Jangan remehkan Priok bukan hanya berarti jangan mengesampingkan fakta nyata betapa sadis dan brutalnya tindakan aparat negara terhadap rakyat jelata.
Juga bukan berarti jangan mencoba menutupi fakta nyata terjadinya penjarahan sebagai ikutan dari bentrokan berdarah pada peristiwa Priok yang terjadi kemarin hari itu.
Jangan remehkan Priok berarti jangan remehkan suasana kebatinan masyarakat yang bisa jadi walau tak kasat mata, sebenarnya sangat erat korelasinya dengan timbulnya peristiwa bentrokan berdarah tersebut.
Skala Bentrokan dan Militansi Massa.
Peristiwa bentrokan berdarah di Priok yang kemarin itu beserta dengan dampak ikutannya, memang belum setara dengan peristiwa Priok pada masa peristiwa yang menyebabkan tewasnya Amir Biki, dan juga belumlah sesistemik peristiwa kerusuhan Mei 1998.
Namun dalam satu dasawarsa terakhir, peristiwa Priok yang kemarin itu adalah salah satu peristiwa bentrokan yang tergolong cukup besar dan dramatis.
Paling tidak itu dapat terlihat dari jumlah aparat yang dikerahkan beserta dengan peralatannya, maupun dari jumlah massa yang harus dihadapi oleh para aparat.
Militansi dan kemampuan tempur dari massa yang menghadapi aparat juga boleh dibilang cukup mencengangkan dan mengejutkan.
Massa yang tanpa berbekal senjata api ternyata berhasil membuat para aparat menjadi tunggang langgang meninggalkan kendaraan pengendali massa, water canon.
Walau dalam skala yang berbeda, apa yang diperlihatkan oleh massa Priok boleh dibilang nyaris sama dengan militansinya para mujahiddin di perjuangan intifadah melawan Zionis Israel.
Foto-foto yang bertebaran di internet menunjukkan cukup banyak kendaraan aparat maupun kendaraan lainnya yang terbakar di dalam kerusuhan itu.

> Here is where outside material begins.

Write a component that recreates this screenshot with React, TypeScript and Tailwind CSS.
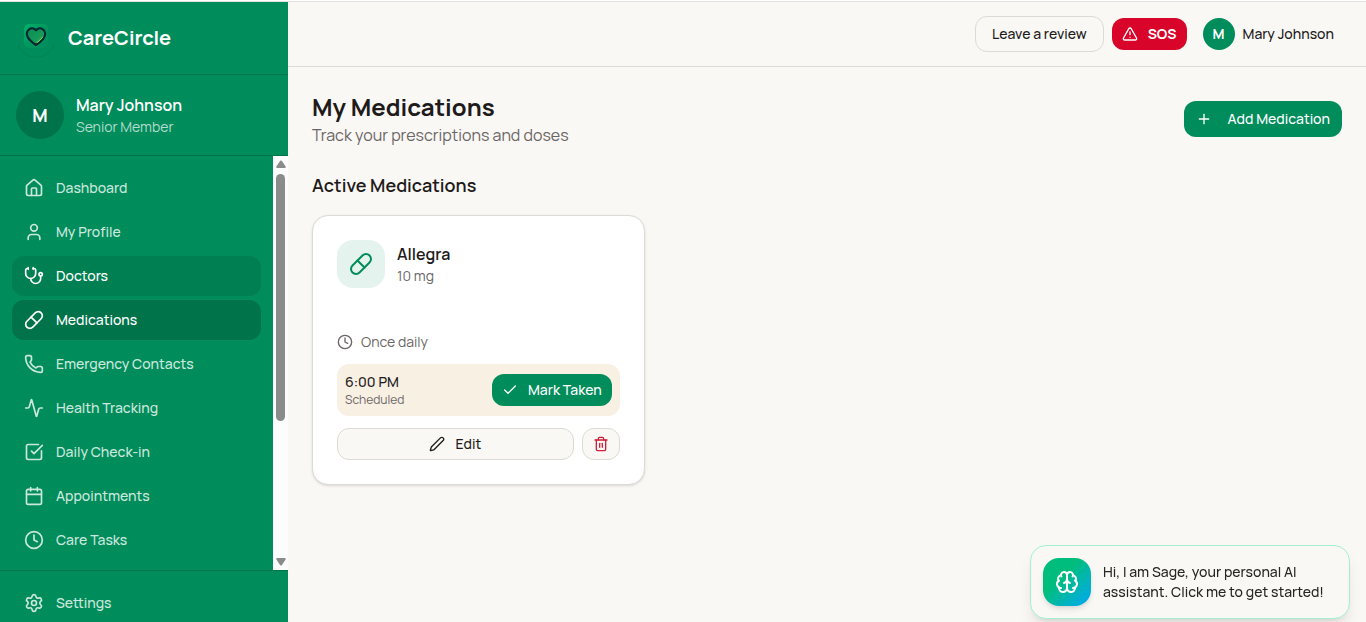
import {
  Activity,
  Brain,
  Calendar,
  Check,
  Clock,
  House,
  Pen,
  Phone,
  Pill,
  Plus,
  Settings,
  SquareCheckBig,
  Stethoscope,
  Trash2,
  TriangleAlert,
  User,
  type LucideIcon,
} from "lucide-react";

interface NavItem {
  label: string;
  icon: LucideIcon;
  state?: "active" | "hover";
}

const navItems: NavItem[] = [
  { label: "Dashboard", icon: House },
  { label: "My Profile", icon: User },
  { label: "Doctors", icon: Stethoscope, state: "hover" },
  { label: "Medications", icon: Pill, state: "active" },
  { label: "Emergency Contacts", icon: Phone },
  { label: "Health Tracking", icon: Activity },
  { label: "Daily Check-in", icon: SquareCheckBig },
  { label: "Appointments", icon: Calendar },
  { label: "Care Tasks", icon: Clock },
];

const medications = [
  { id: "1", name: "Allegra", dose: "10 mg", frequency: "Once daily", time: "6:00 PM", status: "Scheduled" },
];

function Logo() {
  return (
    <svg viewBox="0 0 40 40" className="size-10" aria-hidden="true">
      <defs>
        <linearGradient id="tile" x1="0" y1="0" x2="1" y2="1">
          <stop offset="0" stopColor="#00b368" />
          <stop offset="0.5" stopColor="#009860" />
          <stop offset="1" stopColor="#008c5b" />
        </linearGradient>
        <linearGradient id="heart" x1="0" y1="0" x2="1" y2="1">
          <stop offset="0" stopColor="#0a8a58" />
          <stop offset="0.6" stopColor="#169a58" />
          <stop offset="1" stopColor="#5fc95a" />
        </linearGradient>
      </defs>
      <path d="M1.5 26a19.5 19.5 0 0 0 37 0" fill="none" stroke="#007d51" strokeWidth="0.6" />
      <rect x="8" y="6" width="24" height="24" rx="5" fill="url(#tile)" />
      <path
        d="M20 12.2c-1.800-2-4.800-2.400-6.900-.9-2.500 1.800-2.800 5.300-1.300 8 1.700 3 4.700 5.400 8.200 7.700 3.500-2.300 6.500-4.700 8.200-7.700 1.500-2.700 1.200-6.200-1.300-8-2.100-1.500-5.100-1.100-6.900.9z"
        fill="url(#heart)"
        stroke="#04262f"
        strokeWidth="2.2"
        strokeLinejoin="round"
      />
      <path d="M21 24.500c2.400-1.500 4.300-3.300 5.500-5.400" fill="none" stroke="#8fdc5c" strokeWidth="1" />
    </svg>
  );
}

function NavLink({ item }: { item: NavItem }) {
  const Icon = item.icon;
  const look =
    item.state === "active"
      ? "bg-[#00734b] text-white"
      : item.state === "hover"
        ? "bg-[#007f52] text-white"
        : "text-[#cce8de]";

  return (
    <a
      href="#"
      aria-current={item.state === "active" ? "page" : undefined}
      className={`flex h-10 shrink-0 items-center gap-3 rounded-xl px-3 text-sm font-medium ${look}`}
    >
      <Icon className="size-5 shrink-0" />
      {item.label}
    </a>
  );
}

function Sidebar() {
  return (
    <aside className="flex w-72 shrink-0 flex-col bg-[#008c5b] text-white">
      <div className="flex h-[73px] items-center gap-3 border-b border-[#00734b] px-4">
        <Logo />
        <span className="text-xl font-bold">CareCircle</span>
      </div>

      <div className="flex items-center gap-3 border-b border-[#00734b] p-4">
        <div className="flex size-12 items-center justify-center rounded-full bg-[#00734b] text-lg font-bold">
          M
        </div>
        <div>
          <p className="text-base leading-6 font-semibold">Mary Johnson</p>
          <p className="text-sm text-[#b3dccd]">Senior Member</p>
        </div>
      </div>

      <div className="flex min-h-0 flex-1">
        <nav className="flex min-w-0 flex-1 flex-col gap-1 overflow-hidden p-3">
          {navItems.map((item) => (
            <NavLink key={item.label} item={item} />
          ))}
        </nav>
        {/* scrollbar */}
        <div className="flex w-[15px] flex-col items-center justify-between bg-[#fcfcfc] py-1" aria-hidden="true">
          <div className="flex min-h-0 flex-1 flex-col items-center gap-1.5">
            <svg viewBox="0 0 10 8" className="h-2 w-2.5 shrink-0" fill="#8b8b8b">
              <path d="M4.200.8Q5 0 5.800.8L9.600 6.500Q10 8 9 8H1Q0 8 .4 6.500z" />
            </svg>
            <div className="h-[62%] w-[9px] rounded-full bg-[#8b8b8b]" />
          </div>
          <svg viewBox="0 0 10 8" className="h-2 w-2.5 shrink-0" fill="#8b8b8b">
            <path d="M4.200 7.200Q5 8 5.800 7.200L9.600 1.500Q10 0 9 0H1Q0 0 .4 1.500z" />
          </svg>
        </div>
      </div>

      <div className="h-[52px] overflow-hidden border-t border-[#00734b] px-3 pt-3">
        <NavLink item={{ label: "Settings", icon: Settings }} />
      </div>
    </aside>
  );
}

function Header() {
  return (
    <header className="flex h-[65px] items-center justify-end gap-2 border-b border-[#dcdad3] px-6">
      <button className="h-9 rounded-xl border border-[#dcdad3] px-4 text-sm font-medium">
        Leave a review
      </button>
      <button className="flex h-8 items-center gap-2.5 rounded-xl bg-[#d90429] px-2.5 text-sm font-bold text-white">
        <TriangleAlert className="size-4" />
        SOS
      </button>
      <button className="flex items-center gap-2 px-2 text-sm font-medium">
        <span className="flex size-8 items-center justify-center rounded-full bg-[#008c5b] font-bold text-white">
          M
        </span>
        Mary Johnson
      </button>
    </header>
  );
}

function MedicationCard({ med }: { med: (typeof medications)[number] }) {
  return (
    <article className="rounded-2xl border border-[#dcdad3] bg-white p-6 shadow-sm">
      <div className="flex items-center gap-3">
        <div className="flex size-12 items-center justify-center rounded-2xl bg-[#e5f3ee] text-[#008c5b]">
          <Pill className="size-6" />
        </div>
        <div>
          <h3 className="text-base leading-6 font-semibold">{med.name}</h3>
          <p className="text-sm text-[#6b6666]">{med.dose}</p>
        </div>
      </div>

      <p className="mt-11 flex items-center gap-2 text-sm text-[#6b6666]">
        <Clock className="size-4" />
        {med.frequency}
      </p>

      <div className="mt-3 flex items-center justify-between rounded-xl bg-[#f8f0e3] p-2">
        <div>
          <p className="text-sm font-medium">{med.time}</p>
          <p className="text-xs text-[#6b6666]">{med.status}</p>
        </div>
        <button className="flex h-8 items-center gap-2.5 rounded-xl bg-[#008c5b] px-2.5 text-sm font-medium text-white">
          <Check className="size-4" />
          Mark Taken
        </button>
      </div>

      <div className="mt-3 flex gap-2">
        <button className="flex h-8 flex-1 items-center justify-center gap-2.5 rounded-xl border border-[#dcdad3] bg-[#f9f8f5] text-sm font-medium">
          <Pen className="size-4" />
          Edit
        </button>
        <button
          aria-label="Delete medication"
          className="flex h-8 w-[38px] items-center justify-center rounded-xl border border-[#dcdad3] bg-[#f9f8f5] text-[#cf1f3a]"
        >
          <Trash2 className="size-4" />
        </button>
      </div>
    </article>
  );
}

function SageAssistant() {
  return (
    <button className="fixed right-4 bottom-[3px] flex w-80 items-center gap-3 rounded-2xl border border-[#a4f0cf] bg-[#faf8f5] p-3 text-left shadow-lg">
      <span className="flex size-12 shrink-0 items-center justify-center rounded-2xl bg-linear-to-br from-[#00bc7d] from-40% to-[#00a6f4] text-white shadow-md">
        <Brain className="size-6" />
      </span>
      <span className="text-sm font-medium text-[#292524]">
        Hi, I am Sage, your personal AI assistant. Click me to get started!
      </span>
    </button>
  );
}

export default function App() {
  return (
    <div className="flex h-screen flex-col overflow-hidden bg-[#faf8f5] font-['Manrope','Inter',sans-serif] text-[#211a1a]">
      <div className="h-0.5 shrink-0 border-b border-[#e2e2e0] bg-white" />
      <div className="flex min-h-0 flex-1">
        <Sidebar />

        <div className="min-w-0 flex-1">
          <Header />

          <main className="p-6">
            <div className="flex items-center justify-between">
              <div>
                <h1 className="text-2xl font-bold">My Medications</h1>
                <p className="text-base text-[#6b6666]">
                  Track your prescriptions and doses
                </p>
              </div>
              <button className="flex h-9 items-center gap-4 rounded-xl bg-[#008c5b] px-3 text-sm font-medium text-white">
                <Plus className="size-4" />
                Add Medication
              </button>
            </div>

            <h2 className="mt-6 text-lg leading-7 font-semibold">Active Medications</h2>
            <div className="mt-4 grid grid-cols-1 gap-4 md:grid-cols-3">
              {medications.map((med) => (
                <MedicationCard key={med.id} med={med} />
              ))}
            </div>
          </main>
        </div>
      </div>

      <SageAssistant />
    </div>
  );
}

Sekaligus juga menunjukkan betapa beraninya massa melakukan duel head to head dalam melawan aparat yang notabene bersenjata lebih lengkap.
Hal ini menujukkan bahwa massa di peristiwa Priok mempunyai nyali keberanian yang bercukup dan memiliki bekal militansi yang cukup tinggi.
Kemarahan Massa dan Kesadisan Aparat.
Peristiwa bentrokan berdarah di Priok yang kemarin itu menunjukkan bahwa massa yang sudah terbakar kemarahannya ternyata dapat melakukan sesuatu yang sungguh tidak dikira dan dinyana.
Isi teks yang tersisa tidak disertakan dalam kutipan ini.